INTERSOS project manager Daniela Zitarosa describes what it is like to live and work in the winter months in the informal settlement of Borgo Mezzanone. “Once the summer rush has died down – she explains – when it seems that the waters are about to calm down, all the troubled situations end up coming to the surface. People have a much higher level of complexity”.
Winter has also arrived here, on the former runway of Borgo Mezzanone. This place generally peaks in the summer due to the exponential increase in its inhabitants, who come from various parts of Italy to find employment, occupation, or exploitation in the “fruitful” fields of Capitanata. It is a place that undergoes a sudden transformation on several levels between the summer and winter seasons: first of all, demographically, with the number of residents reduced to just the permanent ones, people who have been living in these shacks for many years; and climatically, from the suffocating sultriness of 45 degrees in summer to freezing temperatures close to zero, accompanied by violent gusts of wind, the only omnipresent element in the area, regardless of the season.
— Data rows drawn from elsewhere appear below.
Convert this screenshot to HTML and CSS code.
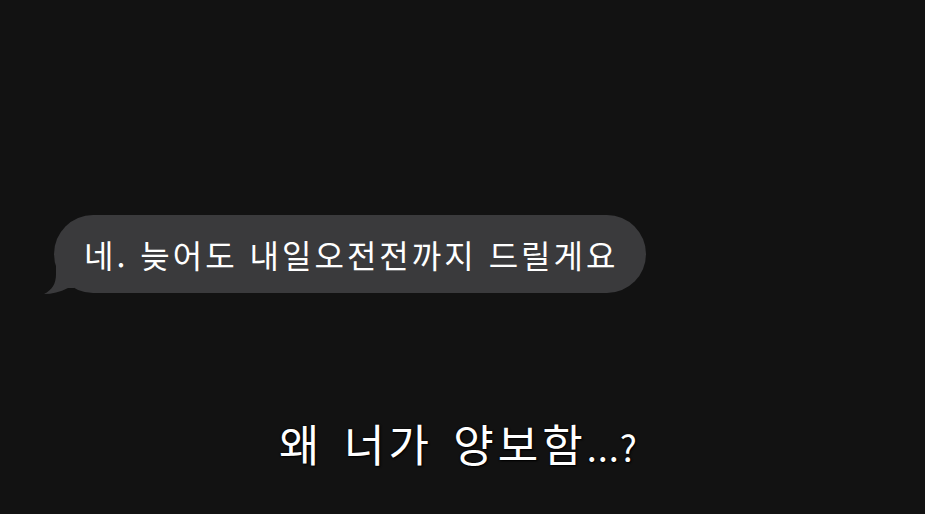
FILE: index.html
```html
<!DOCTYPE html>
<html lang="ko">
<head>
    <meta charset="UTF-8">
    <meta name="viewport" content="width=device-width, initial-scale=1.0">
    <title>메시지</title>
    <link rel="stylesheet" href="styles.css">
</head>
<body>
    <div class="screen">
        <div class="thread">
            <div class="bubble">
                <svg class="bubble-tail" width="30" height="34" viewBox="0 0 30 34">
                    <path d="M12 0 L12 14 C12 24 8 30 0 34 C8 34 16 32 24 28 L30 28 L30 0 Z" fill="#3a3a3c"/>
                </svg>
                <span class="bubble-text">네. 늦어도 내일오전전까지 드릴게요</span>
            </div>
        </div>
        <p class="caption">왜 너가 양보함<span class="caption-dots">...?</span></p>
    </div>
</body>
</html>
```

FILE: styles.css
```css
:root {
    --background: #121212;
    --bubble: #3a3a3c;
    --text: #f5f5f5;
}

* {
    box-sizing: border-box;
    margin: 0;
    padding: 0;
}

body {
    background: var(--background);
    font-family: "Noto Sans CJK KR", "Noto Sans", sans-serif;
    color: var(--text);
}

.screen {
    width: 925px;
    height: 514px;
    overflow: hidden;
    display: flex;
    flex-direction: column;
}

.thread {
    padding: 215px 0 0 54px;
}

.bubble {
    position: relative;
    display: inline-flex;
    align-items: center;
    height: 78px;
    padding: 0 28px 0 30px;
    border-radius: 39px;
    background: var(--bubble);
}

.bubble-tail {
    position: absolute;
    left: -10px;
    bottom: -1px;
}

.bubble-text {
    position: relative;
    font-size: 32px;
    letter-spacing: 3px;
    white-space: nowrap;
    color: #ffffff;
}

.caption {
    margin-top: 118px;
    padding-right: 8px;
    text-align: center;
    font-size: 44px;
    letter-spacing: 4px;
    word-spacing: 4px;
    color: #ffffff;
    text-shadow: 0 0 2px #000, 1px 1px 2px #000;
}

.caption-dots {
    font-size: 36px;
    letter-spacing: 1px;
}
```
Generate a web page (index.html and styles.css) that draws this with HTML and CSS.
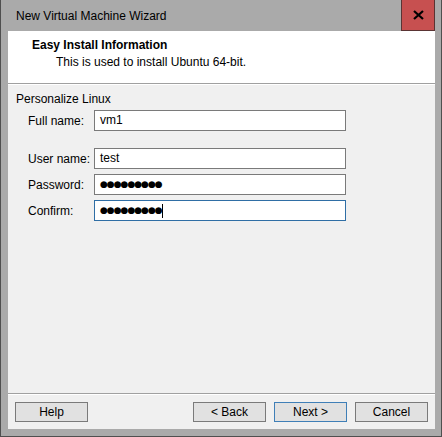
FILE: index.html
```html
<!DOCTYPE html>
<html lang="en">
<head>
<meta charset="utf-8">
<title>New Virtual Machine Wizard</title>
<link rel="stylesheet" href="styles.css">
</head>
<body>
<div class="window">
  <div class="titlebar">
    <span class="title">New Virtual Machine Wizard</span>
    <button class="close" aria-label="Close">
      <svg width="11" height="10" viewBox="0 0 11 10"><path d="M1 1 L10 9 M10 1 L1 9" stroke="#000" stroke-width="2.2" fill="none"/></svg>
    </button>
  </div>
  <div class="client">
    <div class="header">
      <div class="h-title">Easy Install Information</div>
      <div class="h-sub">This is used to install Ubuntu 64-bit.</div>
    </div>
    <div class="body">
      <div class="group-label">Personalize Linux</div>
      <div class="row">
        <span class="label">Full name:</span>
        <div class="field"><span>vm1</span></div>
      </div>
      <div class="row spaced">
        <span class="label">User name:</span>
        <div class="field"><span>test</span></div>
      </div>
      <div class="row">
        <span class="label">Password:</span>
        <div class="field dots"><span>●●●●●●●●●</span></div>
      </div>
      <div class="row">
        <span class="label">Confirm:</span>
        <div class="field dots focus"><span>●●●●●●●●●</span><span class="caret"></span></div>
      </div>
    </div>
    <div class="footer">
      <button class="btn">Help</button>
      <div class="spacer"></div>
      <button class="btn">&lt; Back</button>
      <button class="btn default">Next &gt;</button>
      <button class="btn">Cancel</button>
    </div>
  </div>
</div>
</body>
</html>
```
FILE: styles.css
```css
* { box-sizing: border-box; }
html, body { margin: 0; padding: 0; }
body {
  font-family: "Liberation Sans", Arial, sans-serif;
  font-size: 12px;
  color: #000;
  background: #ffffff;
}
.window {
  width: 442px;
  height: 437px;
  background: #aaaaaa;
  border: 1px solid #4f4f4f;
  border-top: none;
  display: flex;
  flex-direction: column;
}
.titlebar {
  height: 31px;
  display: flex;
  align-items: flex-start;
  justify-content: space-between;
  padding: 0 6px 0 15px;
  flex: none;
}
.title {
  font-size: 12px;
  line-height: 15px;
  padding-top: 9px;
  color: #000;
}
.close {
  width: 34px;
  height: 31px;
  margin: 0;
  padding: 0;
  background: #c75050;
  border: 1px solid #5a3434;
  border-top: none;
  display: flex;
  align-items: center;
  justify-content: center;
}
.client {
  flex: 1;
  margin: 0 6px 7px 7px;
  background: #f0f0f0;
  display: flex;
  flex-direction: column;
}
.header {
  height: 53px;
  background: #fff;
  border-bottom: 1px solid #a0a0a0;
  box-shadow: 0 1px 0 #fff;
  padding: 7px 0 0 24px;
  flex: none;
}
.h-title {
  font-weight: bold;
  line-height: 15px;
}
.h-sub {
  line-height: 15px;
  padding-left: 24px;
  margin-top: 2px;
}
.body {
  flex: 1;
  padding: 8px 0 0 8px;
  border-bottom: 1px solid #a0a0a0;
}
.group-label {
  line-height: 15px;
  margin-bottom: 3px;
}
.row {
  display: flex;
  align-items: center;
  height: 21px;
  margin-bottom: 5px;
  padding-left: 12px;
}
.row.spaced { margin-top: 17px; }
.label {
  width: 66px;
  flex: none;
}
.field {
  width: 252px;
  height: 21px;
  background: #fff;
  border: 1px solid #7a7a7a;
  padding: 0 5px;
  display: flex;
  align-items: center;
  line-height: 15px;
}
.field.focus { border-color: #2f6ea5; }
.dots span:first-child {
  font-family: "DejaVu Sans", sans-serif;
  font-size: 9px;
  letter-spacing: -1px;
}
.caret {
  width: 1px;
  height: 14px;
  background: #000;
  margin-left: 0;
}
.footer {
  height: 35px;
  flex: none;
  display: flex;
  align-items: flex-start;
  gap: 8px;
  padding: 7px 7px 0 7px;
  border-top: 1px solid #fff;
}
.spacer { flex: 1; }
.btn {
  width: 73px;
  height: 20px;
  margin: 0;
  padding: 0;
  background: #e1e1e1;
  border: 1px solid #7a7a7a;
  font-family: "Liberation Sans", Arial, sans-serif;
  font-size: 12px;
  color: #000;
}
.btn.default { border-color: #3f7fb7; }
```
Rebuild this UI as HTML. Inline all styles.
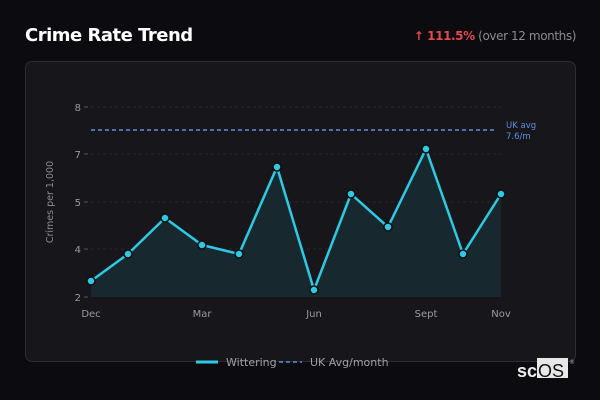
<!DOCTYPE html>
<html><head><meta charset="utf-8"><style>
html,body{margin:0;padding:0;background:#0c0c10;width:600px;height:400px;overflow:hidden;font-family:"DejaVu Sans","Liberation Sans",sans-serif;}
.title{position:absolute;left:25px;top:25px;color:#fff;font-weight:bold;font-size:18px;letter-spacing:-0.5px;}
.chg{position:absolute;right:24px;top:29px;font-size:12px;color:#8a8a90;letter-spacing:-0.4px;}
.chg b{color:#e5484d;}
.card{position:absolute;left:25px;top:61px;width:549px;height:299px;background:#17171b;border:1px solid #2c2c31;border-radius:7px;}
</style></head><body>
<div class="title">Crime Rate Trend</div>
<div class="chg"><b>↑ 111.5%</b> (over 12 months)</div>
<div class="card"></div>
<svg width="600" height="400" style="position:absolute;left:0;top:0" font-family="DejaVu Sans, Liberation Sans, sans-serif">
<g stroke="#26262b" stroke-dasharray="3 3" stroke-width="1">
<line x1="91" y1="107" x2="501" y2="107"/><line x1="91" y1="154" x2="501" y2="154"/><line x1="91" y1="202" x2="501" y2="202"/><line x1="91" y1="249" x2="501" y2="249"/>
</g>
<g stroke="#555" stroke-width="1"><line x1="84" y1="107" x2="88" y2="107"/><line x1="84" y1="154" x2="88" y2="154"/><line x1="84" y1="202" x2="88" y2="202"/><line x1="84" y1="249" x2="88" y2="249"/><line x1="84" y1="297" x2="88" y2="297"/></g>
<g fill="#9a9aa0" font-size="10" text-anchor="end"><text x="81" y="111">8</text><text x="81" y="158">7</text><text x="81" y="206">5</text><text x="81" y="253">4</text><text x="81" y="301">2</text></g>
<text transform="translate(53,202) rotate(-90)" fill="#8a8a90" font-size="9.5" text-anchor="middle">Crimes per 1,000</text>
<polygon fill="#17292f" points="91,297 91,281 128,254 165,218 202,245 239,254 277,167 314,290 351,194 388,227 426,149 463,254 501,194 501,297"/>
<line x1="91" y1="130" x2="497" y2="130" stroke="#5b8fe0" stroke-width="1.5" stroke-dasharray="4 3"/>
<text x="506" y="128" fill="#5b8fe0" font-size="8.5">UK avg</text><text x="506" y="139" fill="#5b8fe0" font-size="8.5">7.6/m</text>
<polyline fill="none" stroke="#2ec9e3" stroke-width="2.5" stroke-linejoin="round" points="91,281 128,254 165,218 202,245 239,254 277,167 314,290 351,194 388,227 426,149 463,254 501,194"/>
<g fill="#2ec9e3" stroke="#0e0e12" stroke-width="1.5">
<circle cx="91" cy="281" r="4"/><circle cx="128" cy="254" r="4"/><circle cx="165" cy="218" r="4"/><circle cx="202" cy="245" r="4"/><circle cx="239" cy="254" r="4"/><circle cx="277" cy="167" r="4"/><circle cx="314" cy="290" r="4"/><circle cx="351" cy="194" r="4"/><circle cx="388" cy="227" r="4"/><circle cx="426" cy="149" r="4"/><circle cx="463" cy="254" r="4"/><circle cx="501" cy="194" r="4"/>
</g>
<g fill="#9a9aa0" font-size="10" text-anchor="middle"><text x="91" y="317">Dec</text><text x="202" y="317">Mar</text><text x="314" y="317">Jun</text><text x="426" y="317">Sept</text><text x="501" y="317">Nov</text></g>
<line x1="196" y1="362" x2="218" y2="362" stroke="#2ec9e3" stroke-width="3"/>
<text x="226" y="366" fill="#a0a0a6" font-size="11">Wittering</text>
<line x1="279" y1="362" x2="302" y2="362" stroke="#5b8fe0" stroke-width="1.5" stroke-dasharray="4 3"/>
<text x="310" y="366" fill="#a0a0a6" font-size="11">UK Avg/month</text>
<rect x="537" y="358" width="31" height="20" fill="#e8e8e8"/>
<text x="517" y="377" fill="#eee" font-size="18" font-weight="bold" font-family="Liberation Sans, sans-serif">sc</text>
<text x="538" y="377" fill="#111" font-size="18" font-family="Liberation Sans, sans-serif">OS</text>
<text x="569" y="364" fill="#aaa" font-size="6">®</text>
</svg>
</body></html>
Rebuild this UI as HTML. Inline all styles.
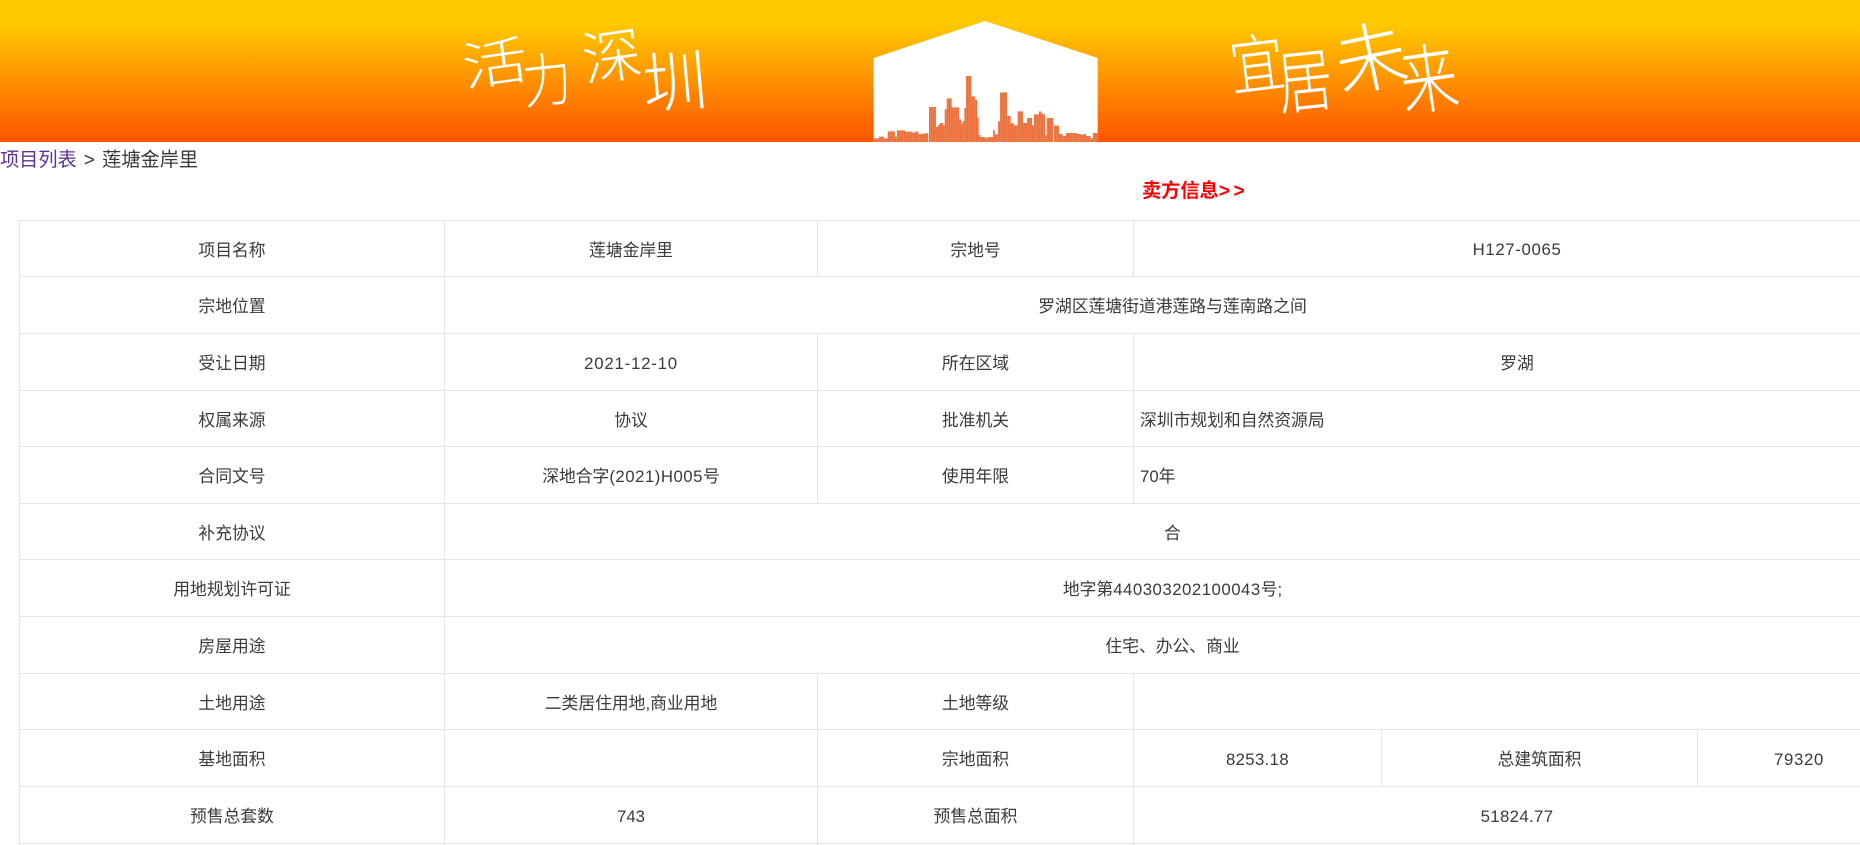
<!DOCTYPE html>
<html lang="zh-CN">
<head>
<meta charset="utf-8">
<title>莲塘金岸里</title>
<style>
html,body{margin:0;padding:0;background:#fff;width:1860px;height:845px;overflow:hidden}
body{position:relative;font-family:"Liberation Sans","Noto Sans CJK SC",sans-serif;color:#3a3a3a}
.banner{position:absolute;left:0;top:0;width:1860px;height:142px;background:linear-gradient(#ffc800 0,#ffc800 17%,#ff5500 100%)}
.banner svg{display:block}
.crumb{position:absolute;left:0;top:147px;font-size:19.2px;line-height:27px;white-space:nowrap;color:#3a3a3a}
.crumb a{color:#5f2f9a;text-decoration:none}
.crumb i{font-style:normal;margin:0 2px 0 1.5px}
.sell{position:absolute;left:1142px;top:178px;font-size:19.2px;line-height:28px;font-weight:bold;color:#f00;white-space:nowrap}
.sell span{letter-spacing:3.5px}
.wrap{position:absolute;left:19px;top:220px;width:1841px;height:625px;overflow:hidden}
table{width:1881px;table-layout:fixed;border-collapse:separate;border-spacing:0;font-size:16.8px}
td{box-sizing:border-box;border-top:1px solid #e5e5e5;border-left:1px solid #e5e5e5;text-align:center;vertical-align:middle;padding:0;overflow:hidden;white-space:nowrap}
td.l{text-align:left;padding-left:6px}
td.n{padding-top:3px}
tr.end td{height:2px;line-height:0;font-size:0}
.s8{letter-spacing:.8px}.s7{letter-spacing:.65px}.s3{letter-spacing:.35px}.s5{letter-spacing:.5px}
</style>
</head>
<body>
<div class="banner">
<svg width="1860" height="142" viewBox="0 0 1860 142" xmlns="http://www.w3.org/2000/svg">
<defs>
<pattern id="st" width="5.4" height="10" patternUnits="userSpaceOnUse"><rect width="5.4" height="10" fill="#ef8252"/><rect width="1.8" height="10" fill="#e9602a"/></pattern>
</defs>
<g fill="#fff" font-family="'Noto Sans CJK SC',sans-serif" font-size="60" font-weight="300" text-anchor="middle">
<text transform="translate(495 64) rotate(-8) scale(1.1 .87)" y="21">活</text>
<text transform="translate(547 81) rotate(-6) scale(.82 .97)" y="21">力</text>
<text transform="translate(612 57) rotate(-8) scale(1 .98)" y="21">深</text>
<text transform="translate(675 83) rotate(-5) scale(1.08 1.12)" y="21">圳</text>
<text transform="translate(1257 65) rotate(-7) scale(.92 1.07)" y="21">宜</text>
<text transform="translate(1305 82) rotate(-6) scale(.92 1.16)" y="21">居</text>
<text transform="translate(1371 59) rotate(-12) scale(1.2 1.25)" y="21">未</text>
<text transform="translate(1429 80) rotate(-8) scale(.96 1.25)" y="21">来</text>
</g>
<svg x="850" y="0" width="280" height="142" viewBox="0 0 840 426">
<path d="M71 174L405 63L743 174V426H71Z" fill="#fff"/>
<path fill="url(#st)" d="M72 426V415H87V410H102V415H113V394H135V410H141V391H165V395H188V398H195V395H205V402H220V400H235V426H237V321H258V381H264V375H269V369H279V376H284V328H290V295H305V322H327V358H333V370H338V363H343V324H348V228H364V289H375V300H381V352H386V405H391V411H407V415H413V411H429V390H434V403H444V364H450V277H471V348H482V370H492V376H503V334H519V369H531V354H546V376H552V343H567V334H573V340H579V344H585V406H590V354H610V426H612V377H627V402H638V408H648V399H680V402H695V405H700V402H708V408H722V415H729V399H743V426Z"/>
</svg>
</svg>
</div>
<div class="crumb"><a>项目列表</a> <i>&gt;</i> 莲塘金岸里</div>
<div class="sell">卖方信息<span>&gt;&gt;</span></div>
<div class="wrap">
<table>
<colgroup><col style="width:425px"><col style="width:373px"><col style="width:316px"><col style="width:248px"><col style="width:316px"><col style="width:203px"></colgroup>
<tr style="height:56px"><td>项目名称</td><td>莲塘金岸里</td><td>宗地号</td><td colspan="3" class="n s7">H127-0065</td></tr>
<tr style="height:57px"><td>宗地位置</td><td colspan="5">罗湖区莲塘街道港莲路与莲南路之间</td></tr>
<tr style="height:57px"><td>受让日期</td><td class="n s8">2021-12-10</td><td>所在区域</td><td colspan="3">罗湖</td></tr>
<tr style="height:56px"><td>权属来源</td><td>协议</td><td>批准机关</td><td colspan="3" class="l">深圳市规划和自然资源局</td></tr>
<tr style="height:57px"><td>合同文号</td><td><span>深地合字</span><span class="s5">(2021)H005</span><span>号</span></td><td>使用年限</td><td colspan="3" class="l">70年</td></tr>
<tr style="height:56px"><td>补充协议</td><td colspan="5">合</td></tr>
<tr style="height:57px"><td>用地规划许可证</td><td colspan="5">地字第<span class="s5">440303202100043</span>号;</td></tr>
<tr style="height:57px"><td>房屋用途</td><td colspan="5">住宅、办公、商业</td></tr>
<tr style="height:56px"><td>土地用途</td><td>二类居住用地,商业用地</td><td>土地等级</td><td colspan="3"></td></tr>
<tr style="height:57px"><td>基地面积</td><td></td><td>宗地面积</td><td class="n s3">8253.18</td><td>总建筑面积</td><td class="n s7">79320</td></tr>
<tr style="height:57px"><td>预售总套数</td><td class="n">743</td><td>预售总面积</td><td colspan="3" class="n s3">51824.77</td></tr>
<tr class="end"><td></td><td></td><td></td><td colspan="3"></td></tr>
</table>
</div>
</body>
</html>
The most remarkable transformation, however, is reflected in the settlement’s activities and rhythms: when the demand for labor decreases and there is a lack of alternatives for gathering, the inhabitants of the ghetto slip into the vortexes of boredom, streams of thought, and disillusionment, and so the search for anesthetics for the mind or other escape routes that erase this place and this present for a moment become a daily practice. And so the work of INTERSOS, with its mobile clinic, social workers, and all the valuable partners accompanying it on the runway for years, also changes its appearance. However, the services provided remain the same. What actually changes are the problems that users bring to our attention.
No longer do we only see injured or burnt faces, hands, legs, and arms or cuts caused by work tools and the absence of adequate protection systems. The people who come to the clinic in the winter period present a much higher level of complexity, another side of the usual dysfunctional system that characterizes this place. People come with chronic illnesses that have been neglected because, in the summer months, when no opportunity to bring home a few euros can be missed, they end up skipping meals, forgetting to drink and rest, carry on with their therapies, or have the time to go to the doctor to obtain the prescription for medications. Then, some cannot store their medicines, considering that most denature at high temperatures. Think of D., for example, a young man with a severe heart condition diagnosed years ago who came to us in pain and barely breathing and then ended up being admitted to the CICU (Cardiac Intensive Care Unit), where he was implanted with two bypasses and a difficult-to-follow multi-therapy. He, like many others, spent the summer working in the fields despite his severe health condition.
Here on the track, therefore, the equation that a decrease in the number of patients corresponds to easier management of health needs does not work. On the contrary, once the summer rush has died down, when the waters are about to calm down, all the troubled situations end up coming to the surface.